Francisco earned a B.S. in chemistry with a math minor from the University of Texas, Austin in 1977. Even at the undergraduate level, he was designing complex experiments, including a research project on X-ray crystallography. He attended the Massachusetts Institute of Technology (MIT) which proved a difficult transition, as Francisco was the only African American in the chemistry program. He nonetheless excelled, earning a PhD in chemical physics in 1983. His research at MIT examined the effects of laser light on chemical reactions at the molecular level. This work would prove critical in aiding his later understanding of how energy from the sun interacts with both ozone and ozone depleting substances.
After completing his doctorate, Francisco spent two years (1983–1985) as a Cambridge University research fellow, followed by another postdoctoral fellowship at MIT. Francisco then became an assistant professor of chemistry at Wayne State University in Detroit where he remained for several years. While there he founded the first student chapter of the National Organization for the Professional Advancement of Black Chemists and Chemical Engineers (NOPABCCE). After Guggenheim Fellowship at the California Institute of Technology, Francisco accepted a position as a full professor at Purdue University. He remained there for nearly two decades, becoming the William E. Moore Distinguished Professor of Earth and Atmospheric Sciences and Chemistry in 2005.
Francisco is now the Elmer H. and Ruby M. Cordes Chair in Chemistry and dean of the College of Arts and Sciences at the University of Nebraska-Lincoln. In addition to his positions in the United States, Francisco has held appointments abroad, including serving as a senior visiting fellow in the Institute of Advanced Studies at the University of Bologna and as a Professeur Invité at the Université de Paris.
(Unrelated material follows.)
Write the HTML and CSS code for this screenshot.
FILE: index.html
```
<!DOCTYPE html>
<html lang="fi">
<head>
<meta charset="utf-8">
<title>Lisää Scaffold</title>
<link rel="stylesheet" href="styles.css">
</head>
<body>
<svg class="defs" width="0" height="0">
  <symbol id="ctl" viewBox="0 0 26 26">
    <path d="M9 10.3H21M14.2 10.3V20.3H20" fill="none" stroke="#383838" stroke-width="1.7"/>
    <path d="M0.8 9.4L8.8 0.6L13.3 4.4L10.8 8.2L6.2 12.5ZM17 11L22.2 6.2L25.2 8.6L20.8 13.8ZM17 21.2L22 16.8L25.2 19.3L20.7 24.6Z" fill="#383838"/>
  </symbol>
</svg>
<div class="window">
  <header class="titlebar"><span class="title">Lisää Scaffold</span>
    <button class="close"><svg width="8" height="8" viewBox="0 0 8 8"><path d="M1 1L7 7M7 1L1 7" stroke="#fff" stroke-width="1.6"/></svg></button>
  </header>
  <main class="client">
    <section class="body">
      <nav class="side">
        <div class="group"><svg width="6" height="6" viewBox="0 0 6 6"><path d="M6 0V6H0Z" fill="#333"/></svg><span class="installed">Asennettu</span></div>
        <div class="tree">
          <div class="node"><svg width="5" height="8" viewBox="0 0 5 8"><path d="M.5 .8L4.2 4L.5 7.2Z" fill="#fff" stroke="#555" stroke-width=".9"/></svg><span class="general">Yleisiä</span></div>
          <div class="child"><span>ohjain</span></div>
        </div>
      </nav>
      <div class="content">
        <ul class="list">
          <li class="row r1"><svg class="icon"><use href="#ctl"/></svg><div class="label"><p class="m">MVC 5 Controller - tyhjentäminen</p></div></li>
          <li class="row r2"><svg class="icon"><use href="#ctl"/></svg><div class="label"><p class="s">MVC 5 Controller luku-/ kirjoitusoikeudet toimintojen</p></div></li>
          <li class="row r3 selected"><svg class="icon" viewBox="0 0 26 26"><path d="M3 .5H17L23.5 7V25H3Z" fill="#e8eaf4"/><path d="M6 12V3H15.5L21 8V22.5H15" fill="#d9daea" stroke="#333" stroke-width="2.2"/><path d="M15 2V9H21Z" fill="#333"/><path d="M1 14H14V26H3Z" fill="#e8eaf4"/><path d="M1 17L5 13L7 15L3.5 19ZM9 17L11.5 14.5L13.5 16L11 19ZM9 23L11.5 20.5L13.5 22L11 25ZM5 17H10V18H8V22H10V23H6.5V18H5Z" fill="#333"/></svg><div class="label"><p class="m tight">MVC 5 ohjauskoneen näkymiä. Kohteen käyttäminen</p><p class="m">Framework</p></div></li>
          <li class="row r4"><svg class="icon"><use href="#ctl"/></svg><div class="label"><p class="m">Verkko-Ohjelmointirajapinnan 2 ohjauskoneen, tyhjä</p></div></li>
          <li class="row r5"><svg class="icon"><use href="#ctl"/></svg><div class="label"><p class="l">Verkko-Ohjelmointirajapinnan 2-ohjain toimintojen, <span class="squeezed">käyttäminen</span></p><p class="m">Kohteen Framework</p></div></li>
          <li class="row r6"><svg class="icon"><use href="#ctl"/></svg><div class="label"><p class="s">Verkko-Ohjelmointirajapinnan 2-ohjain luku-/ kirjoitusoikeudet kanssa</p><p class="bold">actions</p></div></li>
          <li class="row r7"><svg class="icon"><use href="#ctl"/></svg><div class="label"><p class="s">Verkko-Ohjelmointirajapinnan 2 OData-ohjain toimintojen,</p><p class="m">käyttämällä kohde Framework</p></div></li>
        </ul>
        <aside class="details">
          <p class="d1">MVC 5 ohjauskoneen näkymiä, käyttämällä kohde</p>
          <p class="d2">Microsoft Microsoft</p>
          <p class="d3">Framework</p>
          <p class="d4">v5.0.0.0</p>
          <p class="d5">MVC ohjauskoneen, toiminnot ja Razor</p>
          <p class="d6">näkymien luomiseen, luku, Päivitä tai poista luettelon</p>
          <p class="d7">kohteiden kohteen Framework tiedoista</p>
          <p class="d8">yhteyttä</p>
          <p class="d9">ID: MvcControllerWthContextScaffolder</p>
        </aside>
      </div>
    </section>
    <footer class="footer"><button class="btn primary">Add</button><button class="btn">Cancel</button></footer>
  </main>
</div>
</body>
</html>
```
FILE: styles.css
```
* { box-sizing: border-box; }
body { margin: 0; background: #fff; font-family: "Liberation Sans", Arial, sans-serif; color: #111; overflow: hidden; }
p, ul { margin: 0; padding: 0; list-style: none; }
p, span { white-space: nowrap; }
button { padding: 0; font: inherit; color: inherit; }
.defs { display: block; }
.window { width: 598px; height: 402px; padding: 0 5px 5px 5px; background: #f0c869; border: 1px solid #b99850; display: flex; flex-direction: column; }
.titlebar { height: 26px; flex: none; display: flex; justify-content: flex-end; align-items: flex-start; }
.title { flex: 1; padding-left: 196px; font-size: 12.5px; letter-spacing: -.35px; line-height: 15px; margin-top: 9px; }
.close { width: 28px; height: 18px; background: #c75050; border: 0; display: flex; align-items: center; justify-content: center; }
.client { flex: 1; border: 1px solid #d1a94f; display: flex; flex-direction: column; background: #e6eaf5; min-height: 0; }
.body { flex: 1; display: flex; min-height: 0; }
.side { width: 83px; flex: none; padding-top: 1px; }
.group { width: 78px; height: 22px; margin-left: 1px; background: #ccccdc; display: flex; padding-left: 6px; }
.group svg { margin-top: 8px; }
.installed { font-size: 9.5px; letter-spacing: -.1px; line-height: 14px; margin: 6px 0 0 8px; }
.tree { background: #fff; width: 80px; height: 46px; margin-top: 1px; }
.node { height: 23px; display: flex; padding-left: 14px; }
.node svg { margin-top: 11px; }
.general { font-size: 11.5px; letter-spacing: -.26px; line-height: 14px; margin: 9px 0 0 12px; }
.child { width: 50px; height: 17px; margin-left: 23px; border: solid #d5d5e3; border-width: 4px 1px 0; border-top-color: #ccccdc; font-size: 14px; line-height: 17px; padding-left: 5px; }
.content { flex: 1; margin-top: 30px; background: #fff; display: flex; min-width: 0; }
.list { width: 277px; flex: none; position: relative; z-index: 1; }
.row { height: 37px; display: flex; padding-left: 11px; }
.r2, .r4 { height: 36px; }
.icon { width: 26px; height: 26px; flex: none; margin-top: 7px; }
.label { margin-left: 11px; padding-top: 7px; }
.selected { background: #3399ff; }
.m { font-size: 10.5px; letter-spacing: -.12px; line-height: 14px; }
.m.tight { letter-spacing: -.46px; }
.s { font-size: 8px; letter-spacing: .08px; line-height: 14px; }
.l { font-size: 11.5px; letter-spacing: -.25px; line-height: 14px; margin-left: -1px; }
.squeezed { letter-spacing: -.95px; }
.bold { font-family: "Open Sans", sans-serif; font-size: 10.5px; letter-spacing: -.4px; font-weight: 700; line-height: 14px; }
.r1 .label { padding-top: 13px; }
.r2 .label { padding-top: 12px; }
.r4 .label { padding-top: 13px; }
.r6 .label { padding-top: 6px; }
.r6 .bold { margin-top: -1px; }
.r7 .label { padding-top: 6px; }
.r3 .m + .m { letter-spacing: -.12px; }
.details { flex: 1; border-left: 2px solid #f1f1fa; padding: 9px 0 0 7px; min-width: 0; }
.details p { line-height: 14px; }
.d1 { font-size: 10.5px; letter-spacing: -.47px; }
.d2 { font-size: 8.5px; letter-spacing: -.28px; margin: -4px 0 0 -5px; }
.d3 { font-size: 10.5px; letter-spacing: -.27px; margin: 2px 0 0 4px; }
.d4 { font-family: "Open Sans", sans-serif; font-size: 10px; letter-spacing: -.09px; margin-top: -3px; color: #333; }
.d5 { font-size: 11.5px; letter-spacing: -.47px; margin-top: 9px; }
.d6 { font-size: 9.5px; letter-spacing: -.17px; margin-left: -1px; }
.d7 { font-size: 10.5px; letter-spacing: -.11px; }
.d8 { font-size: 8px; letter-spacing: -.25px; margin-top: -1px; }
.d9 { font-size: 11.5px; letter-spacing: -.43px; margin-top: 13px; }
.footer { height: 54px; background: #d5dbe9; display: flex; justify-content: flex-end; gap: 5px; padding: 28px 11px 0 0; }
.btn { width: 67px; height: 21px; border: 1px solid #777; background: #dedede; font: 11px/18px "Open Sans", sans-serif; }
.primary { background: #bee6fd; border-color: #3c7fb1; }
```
Throughout his career, Francisco has been a prolific researcher and writer with well over 400 peer-reviewed publications. In 1989, Francisco co-authored a well-regarded textbook, Chemical Kinetics and Dynamics, and served as editor of the atmospheric and ocean science section of Pure and Applied Geophysics. He is the past president (2005– 2007) of NOPABCCE and has served on the Board of the Council for Chemical Research and the American Chemical Society. In 2009 he became the second African American to serve as that organization’s president. Purdue University recognized Francisco with its McCoy Award, the highest research award given to a faculty member for significant research contributions. In 2010, President Barack Obama appointed Francisco a member of the President’s Committee on the National Medal of Science for the term 2010-2012.